A solar panel manufacturer in Mountain Iron will soon add 15 employees to its current workforce of 91 with the help of an Iron Range Resources & Rehabilitation Board $600,000 loan.
The IRRRB approved the loan request of Heliene USA Inc. on Monday at the agency’s headquarters in Eveleth.
Canadian-based Heliene officials say the loan is needed to purchase additional production equipment to meet a growing demand the solar market experienced during the decade, which is forecast to continue at a significant rate.
The new equipment will break through a bottleneck in the company’s production, officials say. The loan is secured with the equipment to be purchased.
Growth in the U.S. solar marketplace has increased from 1,500 megawatts in 2010 to 13,000 megawatts this year, but domestic production is currently only at 2,000 megawatts, according to company officials.
Heliene CEO Martin Pochtaruk told board members that the company is financially healthy and has an $11 million working line of credit in place. But he also said that 2018 was the first year that Heliene has lost money, citing global trade uncertainties.
The Iron Range’s initial foray into the solar panel business was a failure. Silicon Energy, which began operations on the Range in 2011, closed its Mountain Iron plant’s doors in June 2017. It was an outcome that seemed almost inevitable from the start.
Employment numbers never met expectations as the business would stop, start up, then stop again. Meanwhile, the plant’s parking lot was most often near-empty. It was a troubling pattern for the company, which also had product flaws adding to its financial woes.
Silicon officials said forces out of their control were mostly responsible for the shutdown. Silicon couldn’t compete with cheaply-made Chinese solar panels that flooded the market, they said.
Silicon received an IRRRB $1.5 million equipment loan that is still outstanding, with a repayment deal worked out between the agency and Silicon’s former owner. That agreement calls for the former owner to make payments of $100,000 a year until $1.1 million owed is paid off, said Matt Sjoberg, IRRRB’s executive director of development, on Monday. The interest is forgiven as part of the deal.
Heliene operates in a Renewable Energy Park facility in Mountain Iron, which is owned by the Mountain Iron Economic Development Agency. When Silicon shut down, the company sold the building to Mountain Iron for $1. It was built with a $3.6 million IRRRB loan and it had previously been leased to the now defunct Silicon Energy.
The IRRRB and the state Department of Employment and Economic Development have partnered with Heliene USA by providing a $3.5 million equipment loan.
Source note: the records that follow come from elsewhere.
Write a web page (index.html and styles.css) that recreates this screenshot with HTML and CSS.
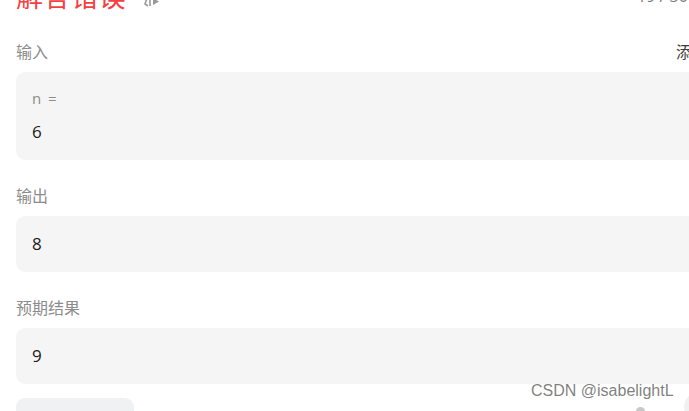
FILE: index.html
```html
<!DOCTYPE html>
<html lang="zh">
<head>
<meta charset="utf-8">
<link rel="stylesheet" href="styles.css">
</head>
<body>
<div class="page">
  <div class="head">
    <div class="head-left">
      <h1 class="title">解答错误</h1>
      <span class="title-icon">
        <svg width="22" height="12" viewBox="0 0 22 12">
          <path d="M2 0 L5 0 L3 6 L6 8" fill="none" stroke="#9a9a9a" stroke-width="1.6"/>
          <path d="M8 0 L8 8" fill="none" stroke="#9a9a9a" stroke-width="1.6"/>
          <path d="M11 0 L11 7 L17 3.5 Z" fill="#9a9a9a"/>
        </svg>
      </span>
    </div>
    <div class="stat">19 / 30 个通过的测试用例</div>
  </div>

  <div class="label-row">
    <span class="label">输入</span>
    <span class="add">添加到测试用例</span>
  </div>
  <div class="box box-input">
    <div class="var">n =</div>
    <div class="val">6</div>
  </div>

  <div class="label-row"><span class="label">输出</span></div>
  <div class="box"><div class="val">8</div></div>

  <div class="label-row"><span class="label">预期结果</span></div>
  <div class="box"><div class="val">9</div></div>

  <div class="bottom-row">
    <div class="btn"></div>
  </div>
</div>
<div class="watermark">CSDN @isabelightL</div>
<div class="dot"></div>
<div class="circle"></div>
</body>
</html>
```

FILE: styles.css
```css
html, body {
  margin: 0;
  padding: 0;
  background: #ffffff;
  overflow: hidden;
  width: 689px;
  height: 411px;
}
body {
  position: relative;
  font-family: "Noto Sans CJK SC", "Noto Sans", sans-serif;
}
.page {
  width: 740px;
  padding-left: 16px;
  box-sizing: border-box;
}
.head {
  display: flex;
  align-items: flex-end;
  justify-content: space-between;
  height: 14px;
  overflow: hidden;
}
.head-left {
  display: flex;
  align-items: flex-start;
  gap: 16px;
  height: 14px;
}
.title {
  margin: -22px 0 0 0;
  font-size: 27px;
  line-height: 36px;
  font-weight: 400;
  color: #f5403f;
  letter-spacing: 0.5px;
}
.title-icon {
  display: flex;
  margin-top: -2px;
}
.stat {
  margin-top: -14px;
  align-self: flex-start;
  font-family: "Open Sans", "Noto Sans CJK SC", sans-serif;
  font-size: 16px;
  line-height: 20px;
  color: #7a7a7a;
  width: 103px;
  white-space: nowrap;
}
.label-row {
  display: flex;
  justify-content: space-between;
  height: 22px;
  margin: 26px 0 10px 0;
  font-size: 16px;
  line-height: 22px;
}
.label { color: #8c8c8c; }
.add { color: #3c3c3c; width: 64px; overflow: hidden; white-space: nowrap; }
.box {
  background: #f5f5f5;
  border-radius: 9px;
  padding: 16px;
  display: flex;
  flex-direction: column;
  gap: 12px;
}
.box + .label-row { margin-top: 24px; }
.var {
  font-family: "Open Sans", sans-serif;
  font-size: 15px;
  line-height: 20px;
  color: #8c8c8c;
  word-spacing: 3px;
}
.val {
  font-family: "Open Sans", sans-serif;
  font-size: 17px;
  line-height: 24px;
  color: #1a1a1a;
}
.bottom-row {
  margin-top: 14px;
  display: flex;
}
.btn {
  width: 118px;
  height: 40px;
  border-radius: 9px;
  background: #f0f1f3;
}
.watermark {
  position: absolute;
  left: 531px;
  top: 381px;
  font-family: "Liberation Sans", sans-serif;
  font-size: 16px;
  line-height: 20px;
  color: rgba(105,105,105,0.85);
  white-space: nowrap;
}
.dot {
  position: absolute;
  left: 636px;
  top: 407px;
  width: 9px;
  height: 8px;
  border-radius: 50%;
  background: #c8c8c8;
}
.circle {
  position: absolute;
  left: 684px;
  top: 392px;
  width: 30px;
  height: 30px;
  border-radius: 50%;
  background: #f0f0f0;
}
```
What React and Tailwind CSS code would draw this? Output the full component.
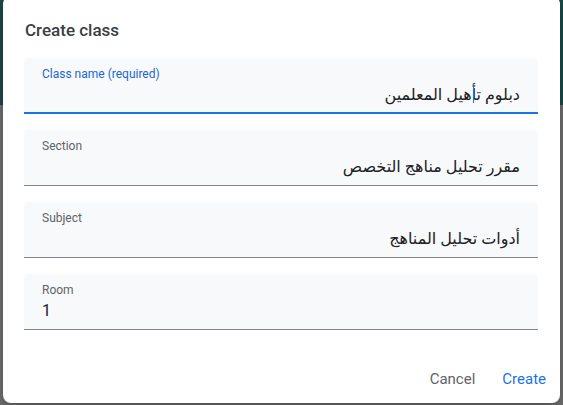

That loan is currently in a forbearance period with the first payment due in November.
The IRRRB on Monday provided financial help for a youth mental health issue on the Iron Range.
The board approved a $1 million loan for a new 32-bed treatment center in Grand Rapids to be operated by North Homes Children and Family Services.
The $6.5 million psychiatric treatment facility will serve children ages 11-18, with education to be provided by the Grand Rapids School District.
North Homes was recently given state approval for 52 children’s psychiatric beds. Twenty of the beds will be located at the Community Mental Health Center, with the other 32 going into the new facility.
Services for the children will be 24/7 nursing support along with traditional intensive mental health therapy in a residential setting.
In addition, the board also approved a $17,000 demolition grant and a $268,000 infrastructure grant for North Homes.
The loan will help create 65-80 new jobs with wages ranging from $31,000 to $75,000 per year.
The board OK’d a $760,000, 20-year loan to a Hibbing company that will create 10 to 13 new jobs with annual wages of $30,000 to $69,000. Northern Opportunities, LLC/RSF Industries Inc. plans to expand its manufacturing operations.
“The ability to pivot across industrial segments e.g. mining, manufacturing, medical components, consumer goods, forestry products, aviation and utilities was a key component in our decision to focus on the acquisition of this type of business,” said co-owner Jeff Halter.
The total project cost is $1.925 million.